Tuesday, 20 January 2009

Woods! Hamilton! Obama! Let’s hear it for miscegenation!

What have the world’s greatest golfer, champion racing driver and liberal hope for the US presidency got in common? Well one thing is that they are all mixed race. All are products of miscegenation.


What a word. Who would care?


But it’s not long since many people, not just those of us of mixed race or having partners of other races, cared deeply. Miscegenation was illegal in Nazi Germany, in 16 of the states of the USA until 1967, and in South Africa until 1985. And in many other countries, including the UK, it was legal but widely disapproved of.

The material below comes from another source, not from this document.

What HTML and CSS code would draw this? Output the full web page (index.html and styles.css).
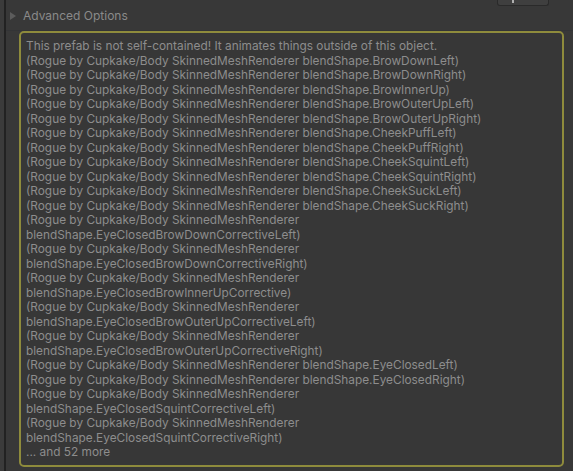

Most of the anti-miscegenation laws were based on the view that there was distinct white race and that it was better than other races. Scientifically speaking the first point is more than doubtful; there is more genetic variation within each so-called race than between races. The second point is equally hard to defend. It was, after all, members of the white race who invented concentration camps, atomic bombs and fascism.


Orthodox religion has, unsurprisingly, also been hostile to miscegenation. From the Dutch Reformed Church (known to English-speaking South Africans as the Much Deformed Church) to American fundamentalists like Jerry Falwell. As recently as 2000 the Bob Jones University – a Southern fundamentalist outfit – was unrepentantly hostile to inter-racial dating. Students who offended could be expelled. (BJU is, of course, the source of the Reverend Ian Paisley’s doctorate.)


These backward attitudes were not unique to the churches – indeed they were widely held by many westerners throughout the 19th and early 20th centuries. But they survived longest in these religious ghettos.


So let’s recognise the success of these, and other, products of miscegenation. Long may they prosper! And let’s hope we’ve seen the last of the prejudice that would have prevented their births.